Elizabeth is still reeling from the traumatic death of her fiancé (her first love) yet she instantly imprints on her sister’s ex and his “indigo eyes” (one of those descriptors that's repeated to the point of parody). They’ve known each other for maybe a week, and every scene they share revolves around discussing Olivia and how to rescue her, yet the book expects us to believe Elizabeth would choose this man she barely knows over her adopted sister. Patrick is just a nice, decent man she’s spoken to four times....until the final chapter reveals he’s not particularly nice or decent at all, spending these last pages convincing Elizabeth that Olivia is shallow and heartless so she’ll feel better about betraying her and agreeing to marry him behind Olivia’s back. They have zero on‑page chemistry, and every conversation they have is dominated by their shared worry for Olivia, so their sudden confessions of undying love in the last chapter feel delusional.

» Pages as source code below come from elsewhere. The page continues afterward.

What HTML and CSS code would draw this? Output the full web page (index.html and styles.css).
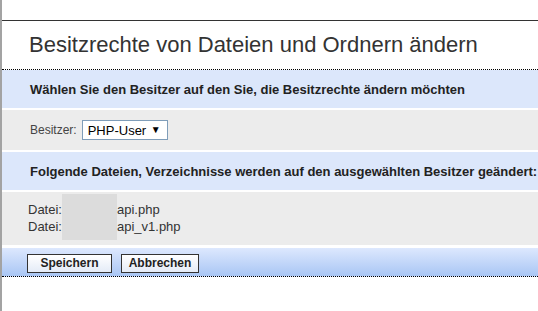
FILE: index.html
```html
<!DOCTYPE html>
<html lang="de">

<head>
  <meta charset="utf-8">
  <title>Besitzrechte ändern</title>
  <link rel="stylesheet" href="styles.css">
</head>

<body>
  <div class="seite">
    <div class="panel">
      <h1 class="titel">Besitzrechte von Dateien und Ordnern ändern</h1>
      <div class="zeile blau">Wählen Sie den Besitzer auf den Sie, die Besitzrechte ändern möchten</div>
      <div class="zeile grau auswahl">
        <label for="besitzer">Besitzer:</label>
        <span class="auswahlbox">
          <select id="besitzer" name="besitzer">
            <option>PHP-User</option>
          </select>
        </span>
      </div>
      <div class="zeile blau">Folgende Dateien, Verzeichnisse werden auf den ausgewählten Besitzer geändert:</div>
      <div class="zeile grau dateien">
        <span class="label">Datei:</span>
        <span class="verdeckt"></span>
        <span class="name">api.php</span>
        <span class="label">Datei:</span>
        <span class="name">api_v1.php</span>
      </div>
      <div class="knoepfe">
        <button class="speichern">Speichern</button>
        <button class="abbrechen">Abbrechen</button>
      </div>
    </div>
  </div>
</body>

</html>
```

FILE: styles.css
```css
html,
body {
  margin: 0;
  background-color: #fff;
}

body {
  font-family: "Liberation Sans", Arial, sans-serif;
  color: #333;
}

.seite {
  border-left: 2px solid #a3a3a3;
  min-height: 311px;
  box-sizing: border-box;
  padding-top: 20px;
}

.panel {
  border-top: 1px solid #333;
}

.titel {
  margin: 0;
  height: 48px;
  line-height: 48px;
  padding-left: 27px;
  font-size: 22px;
  font-weight: normal;
  color: #333;
  border-bottom: 1px dotted #000;
}

.zeile {
  padding-left: 28px;
  font-size: 13px;
}

.blau {
  background-color: #dce7fb;
  height: 38px;
  line-height: 40px;
  font-weight: bold;
  color: #222;
}

.blau+.grau,
.grau+.blau {
  margin-top: 2px;
}

.grau {
  background-color: #ececec;
}

.auswahl {
  height: 40px;
  display: flex;
  align-items: center;
  gap: 5px;
  font-size: 12px;
  color: #444;
}

.auswahlbox {
  position: relative;
  display: inline-block;
}

.auswahlbox select {
  appearance: none;
  -webkit-appearance: none;
  display: block;
  width: 86px;
  height: 20px;
  box-sizing: border-box;
  border: 1px solid #7f9db9;
  border-radius: 0;
  background: #fff;
  padding: 0 0 0 5px;
  font-family: "Liberation Sans", Arial, sans-serif;
  font-size: 13px;
  color: #000;
}

.auswahlbox::after {
  content: "▼";
  position: absolute;
  right: 7px;
  top: 4px;
  font-size: 10px;
  line-height: 12px;
  color: #000;
  pointer-events: none;
}

.dateien {
  margin-top: 3px;
  height: 53px;
  box-sizing: border-box;
  padding-top: 9px;
  padding-left: 26px;
  display: grid;
  grid-template-columns: auto 55px auto;
  grid-template-rows: 17px 17px;
  justify-content: start;
  align-content: start;
  line-height: 17px;
}

.dateien .label {
  grid-column: 1;
}

.dateien .name {
  grid-column: 3;
}

.verdeckt {
  grid-column: 2;
  grid-row: 1 / 3;
  margin: -7px 0 -5px;
  background-color: #dcdcdc;
}

.knoepfe {
  margin-top: 3px;
  height: 29px;
  box-sizing: border-box;
  padding: 6px 0 0 25px;
  display: flex;
  gap: 9px;
  align-items: flex-start;
  background: linear-gradient(#dde8fe, #a9c6f4);
  border-bottom: 1px dotted #000;
}

.knoepfe button {
  height: 19px;
  padding: 0;
  border: 1px solid #333;
  border-radius: 0;
  background: linear-gradient(#ffffff, #e4ebf7);
  font-family: "Liberation Sans", Arial, sans-serif;
  font-size: 12px;
  font-weight: bold;
  color: #222;
  line-height: 17px;
}

.speichern {
  width: 85px;
}

.abbrechen {
  width: 78px;
}
```
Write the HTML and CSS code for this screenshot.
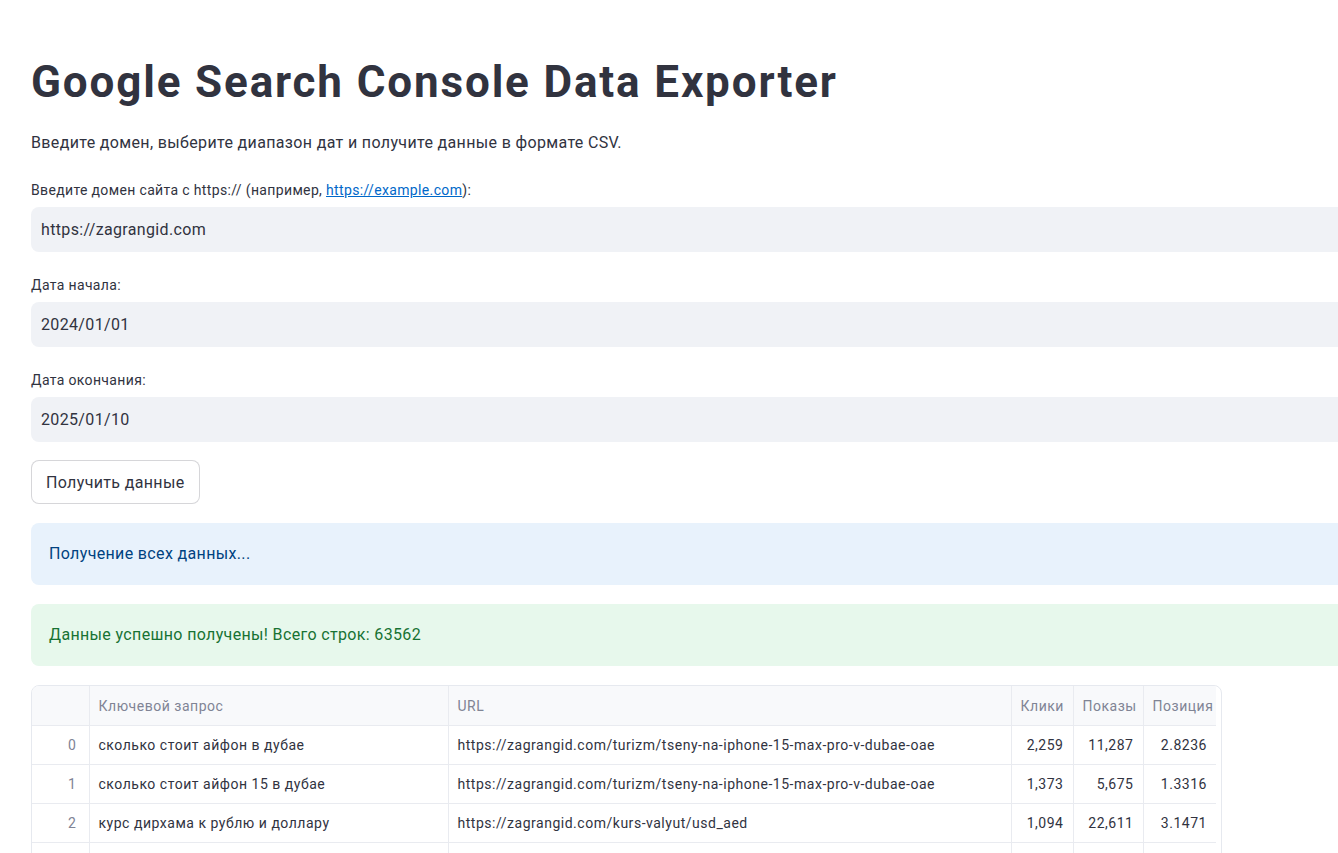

The entire first half of the novel is about grief, trauma, the complexity of adoptive sisterhood, the difficulty of reconnection, and the emotional cost of family history, but the ending makes it painfully clear that none of that actually matters to the author. What matters is that Liz gets a man. Everything else, Liz's history, her healing, her relationship with Olivia, is treated as disposable. It’s a mean‑spirited, regressive conclusion that cheapens the entire story. The book abandons its own themes in favor of a hollow, genre‑mandated “happy ending” that renders its supposed interest in sisterhood completely moot...which is just too bad. It's full of beautifully written, atmospheric prose. But "pretty" and "vibes" aren't good enough to make this book worth a repeat read.